Ainda assim, críticas ao programa ainda existem. O Banco Mundial, por exemplo, divulgou em setembro uma nota técnica defendendo um novo modelo para o programa, com o pagamento de R$ 150 por membro da família, mais R$ 150 por criança ou jovem de até 18 anos. O banco considera que esse modelo seria mais equitativo e reduziria os custos do governo federal com o programa.
Já a pesquisadora Laura Müller Machado, do Insper, avalia que o Bolsa Família em seu modelo atual desestimularia a emancipação das famílias do programa.
Ela defende um modelo em que, ao invés de um valor fixo, as famílias recebam uma complementação de renda até alcançarem o valor da linha de pobreza. E um bônus para as famílias que consigam uma renda do trabalho.
Outros críticos ao programa em seu modelo atual apontam ainda que ele favorece o desmembramento artificial de famílias para ter acesso a mais benefícios, problema que o governo tem tentado resolver com uma revisão do cadastro que tem levado ao cancelamento de milhares de pagamentos considerados indevidos.
Para os pesquisadores do Made-USP, o aumento do valor e redesenho do Bolsa Família foram passos importantes na melhoria do programa. Mas é preciso mais, dizem os estudiosos, sobretudo para atender à demanda dos grupos mais atingidos pela vulnerabilidade financeira: as mulheres e os negros.
'Crise do cuidado'
Além das políticas de ação afirmativa, combate ao racismo e reparação histórica voltadas à população negra, Nassif-Pires destaca também a necessidade de políticas de cuidado, para que mais mulheres – e especialmente as mulheres negras – possam acessar o mercado de trabalho, obtendo assim um patamar de renda maior para suas famílias.
São medidas como ampliar a oferta de creches, de instituições e serviços de cuidado para idosos e pessoas com deficiência, de ensino infantil em tempo integral, entre outras.
"O racismo sustenta o país de tantas formas que as pessoas nem percebem, que você não consegue resolver o problema do racismo sem resolver outros problemas também", diz a diretora do Made-USP, ainda comentando o fato de os negros serem 71% dos pobres e 75% dos extremamente pobres, mesmo após o aumento do orçamento do Bolsa Família de cerca de R$ 30 bilhões por ano para R$ 175 bilhões em 2023.
Nassif-Pires dá o exemplo da mulher branca que está no mercado de trabalho, se sente sobrecarregada, ganha menos do que um homem e é responsável pelos cuidados do lar. Essa mulher contrata uma pessoa negra pagando pouco e nem pensa sobre sua posição de privilégio, diz a professora da Unicamp, por sofrer com outros desfavorecimentos nesta cadeia de relações sociais.

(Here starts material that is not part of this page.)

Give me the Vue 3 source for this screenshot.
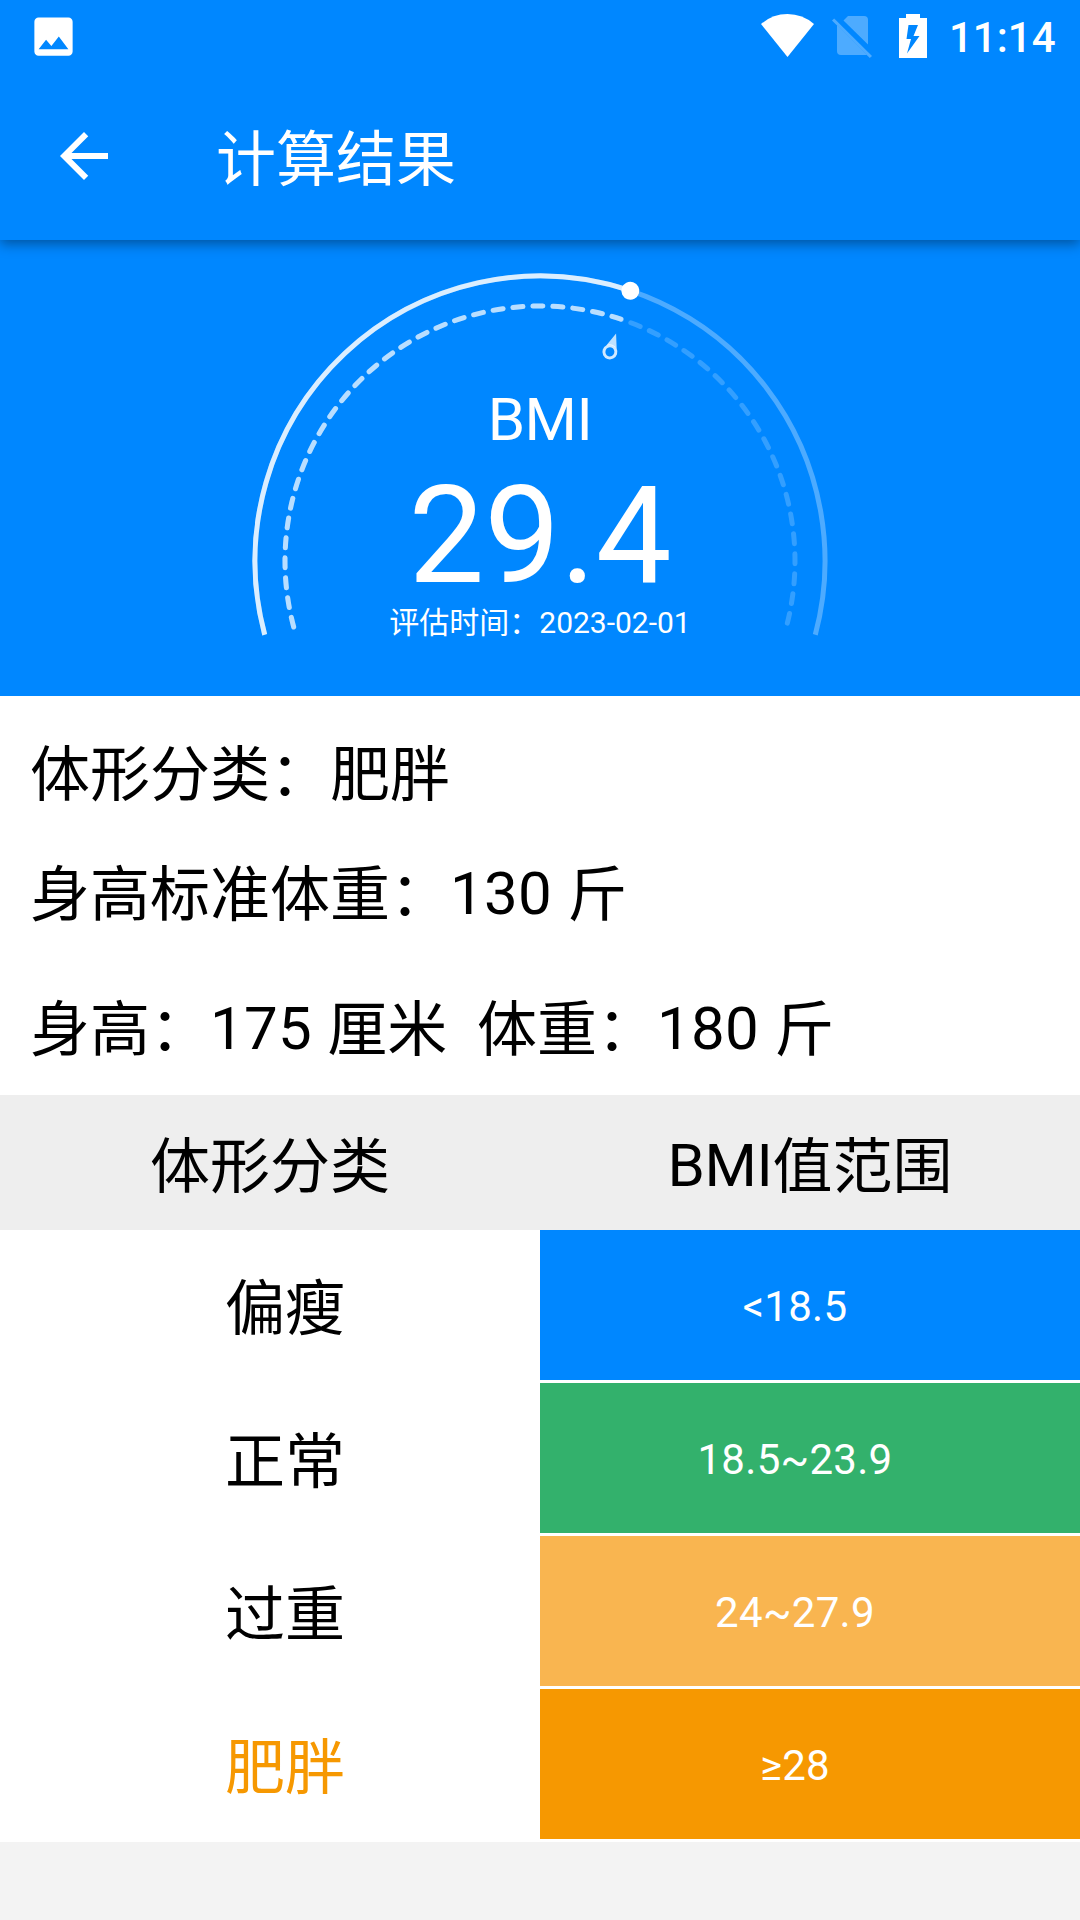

"É essencial pensarmos numa política de cuidado", defende a economista.
Ela lembra que um Plano Nacional de Cuidados está sendo discutido pelo governo federal desde maio, quando foi criado um grupo de trabalho interministerial sobre o tema.
"Considero esse plano essencial para começarmos a desconstruir o racismo, pois atualmente a crise do cuidado é solucionada em cima de discriminação de gênero e raça. São os dois pilares que sustentam a economia do cuidado no Brasil, então você não destrói o racismo sem dar uma solução para a crise do cuidado", argumenta a pesquisadora.
Para Nassif-Pires, também é preciso garantir que o Bolsa Família agora ampliado em valor não se torne a única política de combate à pobreza, em meio às restrições orçamentárias impostas pelo novo arcabouço fiscal (conjunto de regras para limitar o gasto público e evitar o crescimento descontrolado da dívida pública, que substituiu o antigo teto de gastos).
O ministro da Fazenda, Fernando Haddad, tem argumentado que o arcabouço fiscal possibilita a volta dos mais pobres ao Orçamento e garante mais espaço para investimentos públicos.
Enquanto economistas de perfil mais fiscalista dizem que o controle fiscal de alguma maneira protege os mais pobres, que são os mais afetados pela inflação resultante de uma situação de desconfiança do mercado com relação à capacidade do governo de honrar suas obrigações.
A professora da Unicamp discorda, no entanto, desta interpretação.
"O novo arcabouço fiscal é uma política de austeridade e coloca em xeque a possibilidade de continuidade de políticas públicas essenciais, por exemplo, o piso constitucional para despesas com saúde e educação", diz Nassif-Pires.
"A Constituição não cabia no teto de gastos e continua não cabendo no novo arcabouço fiscal. Então eu tenho um pé atrás antes de comemorar que estamos mudando aquela visão negativa sobre o Bolsa Família. Vejo isso com cautela e medo de que ele se torne a única política pública."